Qualcuno ne parla, ma la visione accettata e in continuo sviluppo non cambia, e si continua a investire su un modello (quello riduzionistico, appunto) che ha dei chiari limiti, ignorando altre prospettive.
È chiaro che i risultati ottenibili cambiando punto di vista potrebbero portare a nuove possibilità terapeutiche.
Un altro esempio è dato dagli effetti quantici sui meccanismi biologici. Nonostante siano stati postulati da decenni, non sono ancora studiati a fondo perché questo tipo di ricerca non riceve finanziamenti. Ora, non posso dire che questi tipi di studi descriverebbero meglio di quelli “convenzionali” i sistemi che si osservano (anche se lo sospetto, almeno in molti casi), ma penso che dovrebbero essere fatti, quantomeno per testare le ipotesi che propongono.
“Resta il fatto che la scienza […] non si preoccupi generalmente di valutare e accettare come possibili altre visioni che considerano la dinamicità dei fenomeni studiati e il fatto che, per tanti aspetti, restano sconosciuti”
Ciao Agnese, non ho capito bene cosa intendi con la frase su riportata.
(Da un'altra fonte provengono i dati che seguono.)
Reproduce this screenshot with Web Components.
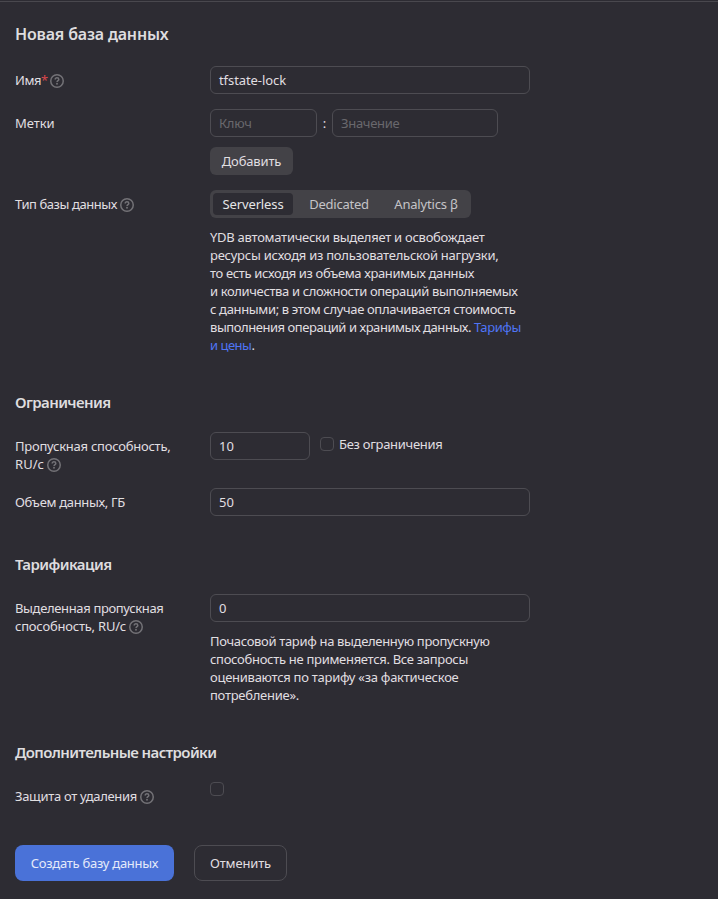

Vorresti espandere questo concetto ? (Eventualmente con qualche esempio).
Grazie in anticipo,
Giuseppe
Ciao Grazia, sono d’accordo che la realtà sia soggettivamente interpretabile e che la scienza sia l’insieme delle discipline che studiano l’osservabile e misurabile_ senza, però, in genere, tenere conto dell’effetto dell’ osservatore sul fenomeno osservato.
Resta il fatto che la scienza-così intesa- proponga interpretazioni basate sui modelli (limitati) che costruisce e non si preoccupi generalmente di valutare e accettare come possibili altre visioni che considerano la dinamicità dei fenomeni studiati e il fatto che, per tanti aspetti, restano sconosciuti.
Buonasera Agnese,
credo sia fondamentale rivedere la definizione di “scienza” e anche quella di cosa sia la realtà.
La scienza, per me, è l’insieme di tutte le discipline che si fondano sull’osservazione e non una sola. E la realtà è una dimensione soggettiva.
La scienza costruisce modelli, li studia e ne traspone i risultati al mondo reale. I modelli, in quanto tali, hanno dei limiti, e quindi anche la loro applicazione alla realtà. Questo di solito non è fatto presente a chi, non occupandosi di scienza, ascolta, osserva o si limita a ricevere passivamente gli effetti di questa applicazione, e, peggio ancora, viene in genere dimenticato dagli stessi scienziati. Le interpretazioni vengono spacciate per verità ultime.
In senso lato, questo succede in ogni campo ogni qualvolta si segua o si voglia imporre una propria “logica”, un proprio modello, senza, pateticamente, rendersi conto della sua disarmante incompletezza.
“È il fideistico decanto dell’idolatria del razionalismo, prostrazione al feticcio di un’idea meccanicistica dell’uomo.” Non ho capito nulla ma trovo fantastica questa frase.